NEW PODCAST UP—Weather for Photographers( Check out the PODCAST notes as well!) www.18percentgraymatter.com
Just a few spots left in the Eastern Sierra & Fall in NE Ohio workshops in October— check out www.jackgrahamphoto.com/photo-workshops
NEW WORKSHOP ADDED NOV 2011–DEATH VALLEY II http://www.jackgrahamphoto.com/death-valley-national-park
Special Fall Color workshop here in the Oregon Wine country, Columbia River Gorge and Hood River Valley in late October with Dr.
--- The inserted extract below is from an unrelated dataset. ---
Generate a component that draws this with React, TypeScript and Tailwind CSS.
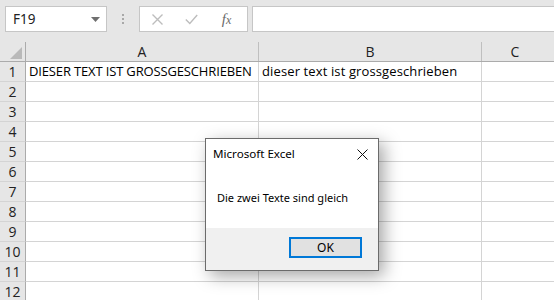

Bill Campbell and me…………….. do NOT miss this one..http://www.jackgrahamphoto.com/columbia-river-gorge-mountains-and-wine-country-oregon-sw-washington-jack-graham-dr-bill-campbell-co
ICELAND 2012 is filling up nicely—if you are thinking about it: http://www.jackgrahamphoto.com/ultimate-iceland
“Hidden China” 2012–come with us to an area that few photographers have been (Optional week in Tibet too!)
The battle continues.. RAW vs JPEG . Well here’s my $0.02…. frag out the dead horse.. let’s beat it one more time!
Please know before you read this that I a a strong proponent of shooting RAW folks, as is the vast majority of pros, much more well known and established than me…. and there IS a reason for it. Ive tried to list these reasons concisely below.
Note I have seen some excellent results from a few of my photographer friends who shoot jpegs. However, in my humble opinion ( and this writing is just that) I would bet they would be better if they were shot RAW…JG
A RAW file is a proprietary format with uncompressed image data coming directly from the camera’s sensor, not processed , with no color rendering information. The file includes complete (lossless) data from the camera’s sensor. When shooting Raw files, your computer not the camera processes the data. Obviously your computer is far superior to processing files than your camera. Shooting Raw will gives you total control over how your image looks and allows you the possibility for correcting inadequacies in post processing. You’ll need to use software to process RAW files.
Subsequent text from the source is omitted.